Meet...Jethro

Jethro – real name Geoff Rowe – was one of the country’s best loved comedy legends.

A farmer’s son born in 1948 in the village of St Buryan, West Cornwall, he worked as a carpenter and in a tin mine before jointing a local operatic society.

Rowe started touring pubs and clubs in Cornwall, singing traditional songs. One night he ran out of voice and couldn’t sing anymore, so he told a joke instead. It was well received, and so he began developing his comedy act.

After his popularity grew in Cornwall and Devon through the 1970s and 1980s, Rowe made his first national television performance in 1990 on the Des O’Connor Show.
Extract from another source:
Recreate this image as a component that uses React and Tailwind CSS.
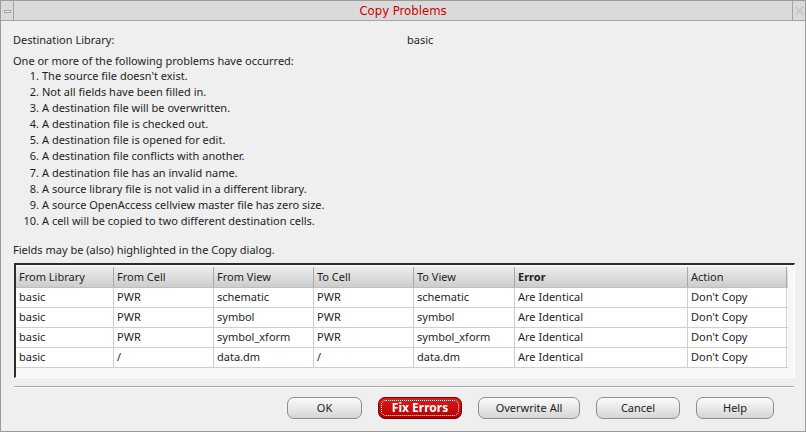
import React from 'react';

const problems = [
  "The source file doesn't exist.",
  "Not all fields have been filled in.",
  "A destination file will be overwritten.",
  "A destination file is checked out.",
  "A destination file is opened for edit.",
  "A destination file conflicts with another.",
  "A destination file has an invalid name.",
  "A source library file is not valid in a different library.",
  "A source OpenAccess cellview master file has zero size.",
  "A cell will be copied to two different destination cells.",
];

const columns = [
  { label: "From Library", w: "w-[98px]" },
  { label: "From Cell", w: "w-[100px]" },
  { label: "From View", w: "w-[100px]" },
  { label: "To Cell", w: "w-[100px]" },
  { label: "To View", w: "w-[101px]" },
  { label: "Error", w: "w-[173px]", bold: true },
  { label: "Action", w: "w-[99px]" },
];

const rows = [
  ["basic", "PWR", "schematic", "PWR", "schematic", "Are Identical", "Don't Copy"],
  ["basic", "PWR", "symbol", "PWR", "symbol", "Are Identical", "Don't Copy"],
  ["basic", "PWR", "symbol_xform", "PWR", "symbol_xform", "Are Identical", "Don't Copy"],
  ["basic", "/", "data.dm", "/", "data.dm", "Are Identical", "Don't Copy"],
];

const Button = ({ label, w, primary }) => {
  if (primary) {
    return (
      <button className={`${w} h-[22px] rounded-[7px] border border-[#7a0000] bg-gradient-to-b from-[#e01a1a] to-[#b00000] p-[2px]`}>
        <div className="h-full w-full rounded-[5px] border border-dotted border-white flex items-center justify-center text-white font-bold text-[12px] leading-none">
          {label}
        </div>
      </button>
    );
  }
  return (
    <button className={`${w} h-[22px] rounded-[7px] border border-[#8c8c8c] bg-gradient-to-b from-[#fbfbfb] to-[#d6d6d6] text-[11px] text-[#222] leading-none`}>
      {label}
    </button>
  );
};

export default function App() {
  return (
    <div className="w-[806px] h-[432px] border border-[#9b9b9b] bg-[#efefef] flex flex-col text-[#1e1e1e]" style={{ fontFamily: '"Noto Sans", "Open Sans", sans-serif' }}>
      {/* title bar */}
      <div className="h-[20px] flex border-b border-[#a3a3a3] bg-[#dadada] shrink-0">
        <div className="w-[13px] border-r border-[#a3a3a3] flex items-center justify-center">
          <div className="w-[7px] h-[3px] border border-[#9a9a9a] bg-white mt-[1px]"></div>
        </div>
        <div className="flex-1 flex items-center justify-center text-[#d00000] text-[13px]" style={{ fontFamily: '"DejaVu Sans Condensed", "DejaVu Sans", sans-serif', fontStretch: 'condensed' }}>
          Copy Problems
        </div>
        <div className="w-[13px] border-l border-[#a3a3a3] flex items-center justify-center">
          <svg width="9" height="10" viewBox="0 0 9 10">
            <path d="M1 1 L8 9 M8 1 L1 9" stroke="#bcbcbc" strokeWidth="2" strokeDasharray="1 1" fill="none" />
          </svg>
        </div>
      </div>

      {/* body */}
      <div className="flex-1 flex flex-col px-[12px] text-[11px]">
        <div className="mt-[11px] h-[16px] leading-[16px] flex">
          <span className="w-[394px]">Destination Library:</span>
          <span>basic</span>
        </div>
        <div className="mt-[5px] leading-[16px]">One or more of the following problems have occurred:</div>
        <div className="mt-[-1px] flex flex-col">
          {problems.map((p, i) => (
            <div key={i} className="flex leading-[16.1px]">
              <span className="w-[26px] text-right">{i + 1}.</span>
              <span className="ml-[3px]">{p}</span>
            </div>
          ))}
        </div>
        <div className="mt-[13px] leading-[16px]">Fields may be (also) highlighted in the Copy dialog.</div>

        {/* table */}
        <div className="mt-[5px] ml-[1px] w-[781px] h-[115px] border-t-2 border-l-2 border-t-[#2c2c2c] border-l-[#2c2c2c] border-r border-b border-r-[#fdfdfd] border-b-[#fdfdfd] bg-[#f7f7f7] pt-[2px]">
          <div className="flex h-[21px] bg-gradient-to-b from-[#ececec] to-[#cdcdcd] border-b border-[#bdbdbd] w-[772px]">
            {columns.map((c, i) => (
              <div key={i} className={`${c.w} border-r border-[#a8a8a8] px-[3px] flex items-center ${c.bold ? 'font-bold' : ''}`}>
                {c.label}
              </div>
            ))}
          </div>
          {rows.map((r, ri) => (
            <div key={ri} className="flex h-[20px] bg-white border-b border-[#cfcfcf] w-[772px]">
              {r.map((cell, ci) => (
                <div key={ci} className={`${columns[ci].w} border-r border-[#cfcfcf] px-[3px] flex items-center`}>
                  {cell}
                </div>
              ))}
            </div>
          ))}
        </div>

        <div className="mt-[8px] ml-[1px] w-[780px] border-t border-[#a9a9a9] border-b border-b-white"></div>

        <div className="mt-[9px] flex gap-[16px] pl-[274px]">
          <Button label="OK" w="w-[75px]" />
          <Button label="Fix Errors" w="w-[84px]" primary />
          <Button label="Overwrite All" w="w-[102px]" />
          <Button label="Cancel" w="w-[84px]" />
          <Button label="Help" w="w-[78px]" />
        </div>
      </div>
    </div>
  );
}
He subsequently appeared a record nine times on the show.

He also appeared five times on Jim Davidson’s The Generation Game show, twice giving a demonstration of how to make a Cornish pasty as well as on regional television, though much of his material was considered unsuitable for a television audience.

Although rarely seen on TV, at his peak he sold more than 250,000 theatre seats a year.

He produced his first video, A Portion of Jethro, in 1993, which sold nearly 150,000 copies, a success which he followed up with another nine titles.

In 2001, he appeared in a Royal Variety Performance and was best known for his “This Train Don’t Stop Camborne Wednesdays” routine, partly because it was aired more on the television. 

He died on December 14, 2021, from Covid-19.